The Latin American caucus proposed the adoption of a Universal Declaration on the Rights of Mother Earth, for the World Summit of Indigenous Peoples in 2014.
It recalled that native populations are inheritors of great civilisations and have had a hard time winning their rights recognition in international legal instruments.
However, it reported that the current neoliberal model violates the rights of indigenous peoples and Mother Earth, reduces States to lowest terms, with the main goal of dictating policies that encourage investment, particularly in extractive industries.
Because of this, indigenous peoples suffer the plundering of land and natural resources, forced displacement, pollution, damage to health and the violation of their sacred sites, as explained.
They also suffer the imposition of repressive, predatory, homogenizing and foreign development models which evidence its inviability in multiple crises and the lack of right to consultation and free, previous and informed consent.
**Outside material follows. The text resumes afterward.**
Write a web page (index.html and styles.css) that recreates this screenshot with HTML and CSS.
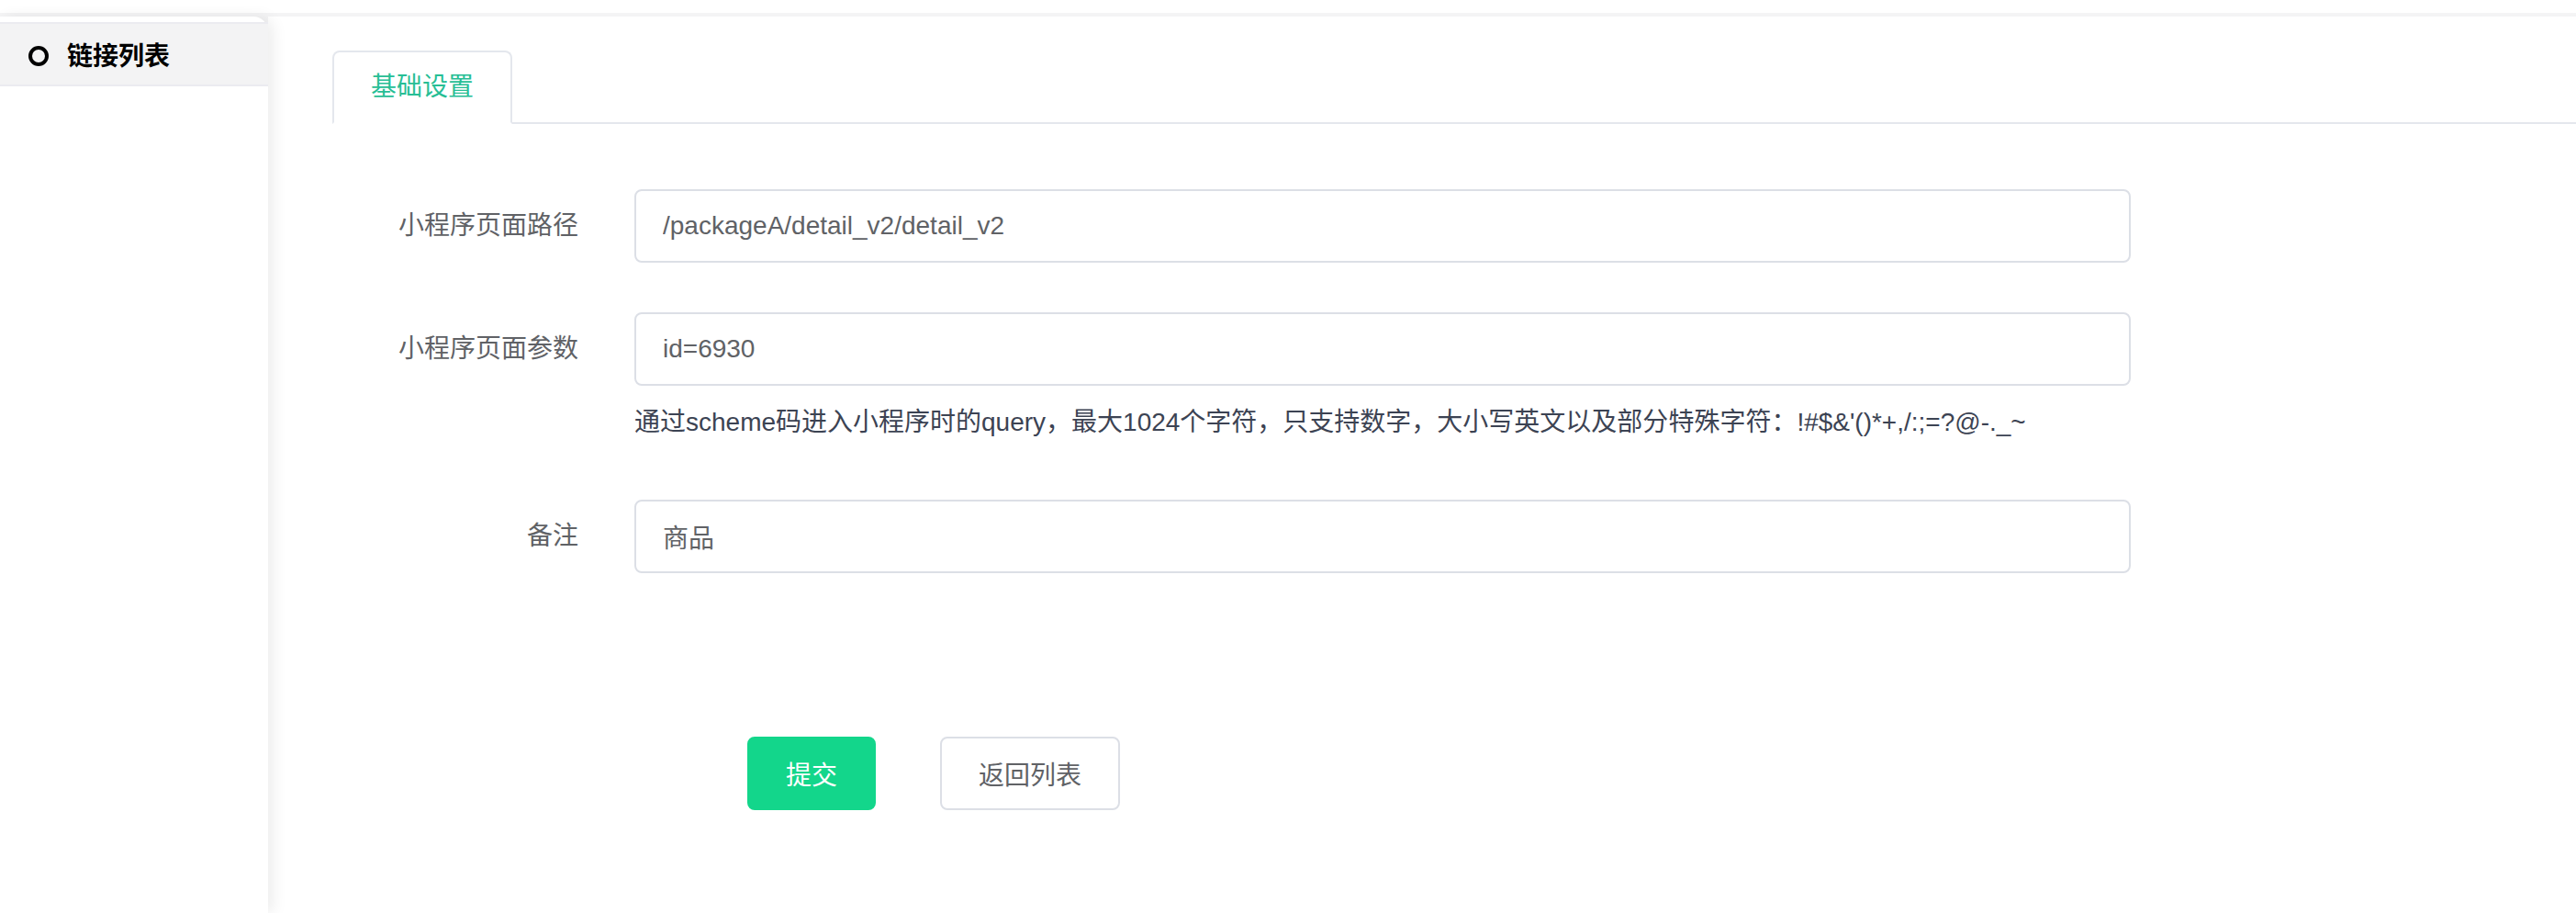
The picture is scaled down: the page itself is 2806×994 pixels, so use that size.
FILE: index.html
```html
<!DOCTYPE html>
<html>
<head>
    <meta charset="utf-8">
    <title>链接列表</title>
    <link rel="stylesheet" href="styles.css">
</head>
<body>
    <div class="top"></div>
    <div class="layout">
        <div class="sidebar">
            <div class="menu-item">
                <span class="dot"></span>
                <span class="menu-text">链接列表</span>
            </div>
        </div>
        <div class="main">
            <div class="tabs">
                <div class="tab active">基础设置</div>
            </div>
            <form class="form">
                <div class="form-item">
                    <label class="label">小程序页面路径</label>
                    <div class="content">
                        <input class="input" type="text" value="/packageA/detail_v2/detail_v2">
                    </div>
                </div>
                <div class="form-item">
                    <label class="label">小程序页面参数</label>
                    <div class="content">
                        <input class="input" type="text" value="id=6930">
                        <div class="tip">通过scheme码进入小程序时的query，最大1024个字符，只支持数字，大小写英文以及部分特殊字符：!#$&amp;'()*+,/:;=?@-._~</div>
                    </div>
                </div>
                <div class="form-item">
                    <label class="label">备注</label>
                    <div class="content">
                        <input class="input" type="text" value="商品">
                    </div>
                </div>
                <div class="btns">
                    <button type="button" class="btn btn-primary">提交</button>
                    <button type="button" class="btn">返回列表</button>
                </div>
            </form>
        </div>
    </div>
</body>
</html>
```
FILE: styles.css
```css
*{
    padding: 0;
    margin: 0;
    box-sizing: border-box;
}
html,body{
    height: 994px;
    overflow: hidden;
    background: #fff;
    font-family: "Liberation Sans", "Noto Sans CJK SC", sans-serif;
}
.top{
    height: 14px;
    background: #fff;
}
.layout{
    display: flex;
    height: 980px;
    padding-top: 4px;
    background: #f4f4f5;
}
.sidebar{
    position: relative;
    z-index: 1;
    width: 292px;
    background: #fff;
    border-top-right-radius: 16px;
    box-shadow: 6px 0 16px rgba(0,0,0,0.07);
}
.menu-item{
    display: flex;
    align-items: center;
    height: 70px;
    margin-top: 6px;
    padding-left: 31px;
    background: #f3f3f4;
    border-top: 2px solid #ebebf0;
    border-bottom: 2px solid #ebebf0;
}
.dot{
    width: 22px;
    height: 22px;
    border: 4px solid #000;
    border-radius: 50%;
    margin-top: 3px;
    margin-right: 20px;
}
.menu-text{
    font-size: 28px;
    font-weight: bold;
    color: #000;
}
.main{
    flex: 1;
    background: #fff;
    padding: 37px 0 0 70px;
}
.tabs{
    display: flex;
    border-bottom: 2px solid #e4e7ed;
}
.tab{
    height: 80px;
    line-height: 76px;
    padding: 0 40px;
    font-size: 28px;
    color: #606266;
    border: 2px solid #e4e7ed;
    border-radius: 8px 8px 0 0;
    margin-bottom: -2px;
}
.tab.active{
    color: #27be95;
    border-bottom-color: #fff;
}
.form{
    margin-top: 71px;
}
.form-item{
    display: flex;
    margin-bottom: 54px;
}
.label{
    width: 329px;
    padding-right: 61px;
    text-align: right;
    font-size: 28px;
    line-height: 80px;
    color: #606266;
}
.content{
    width: 1630px;
}
.input{
    display: block;
    width: 100%;
    height: 80px;
    padding: 0 29px;
    font-family: "Liberation Sans", "Noto Sans CJK SC", sans-serif;
    font-size: 28px;
    color: #606266;
    border: 2px solid #dcdfe6;
    border-radius: 8px;
    background: #fff;
    outline: none;
}
.tip{
    margin-top: 12px;
    margin-bottom: 2px;
    font-size: 28px;
    line-height: 56px;
    color: #3c4353;
}
.btns{
    display: flex;
    gap: 70px;
    padding-left: 452px;
    margin-top: 178px;
}
.btn{
    height: 80px;
    padding: 0 40px;
    font-family: "Liberation Sans", "Noto Sans CJK SC", sans-serif;
    font-size: 28px;
    color: #606266;
    background: #fff;
    border: 2px solid #dcdfe6;
    border-radius: 8px;
}
.btn-primary{
    color: #fff;
    background: #13d68b;
    border-color: #13d68b;
}
```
This part of discussions points directly at the UN Conference on Sustainable Development (Rio 20) to be held next month in Rio de Janeiro city.
For all that, the New York meeting urged 2014 summit to discuss about new paradigms, such as "multinational states against the nation-state in crisis and climate change" and the notion of the good life as an alternative to the crisis and green economy.
The meeting also focused the violence against indigenous women to agree actions aimed at implementing gender perspective plans and females protection.
The event called for combating human trafficking and all ways of exploitation and urged indigenous communities to denounce that kind of violence against their women.
The main goal is to protect victims, prosecute perpetrators and avoid all ways of exploitation, including human trafficking.
On this last issue, the forum experts ratified previous suggestions to address human trafficking for sexual exploitation and prostitution and other related to Aboriginal women's disappearance and murder.
Some customs such as: mutilation, female circumcision, bride wealth marriage, racism and discrimination were also discussed.
Only two years left for the first Summit of Indigenous Peoples, whose organisation must have the leading role of these communities and their representatives, according to Foreign Minister of Bolivia, David Choquehuanca.
The minister, who filed specific proposals, said the appointment should analyse the fulfillment of the objectives set for the second decade of the World's Indigenous People (2005-2014) and the implementation of 2007 declaration.
The document contains 46 items; the first one reads that "the Indians are entitled, as a collective or as individuals, to the full enjoyment of all human rights and fundamental freedoms."
And the second states that these communities "are free and equal to all other peoples and individuals and have the right to be free from any discrimination in the exercise of their rights, particularly those based on their indigenous origin or identity."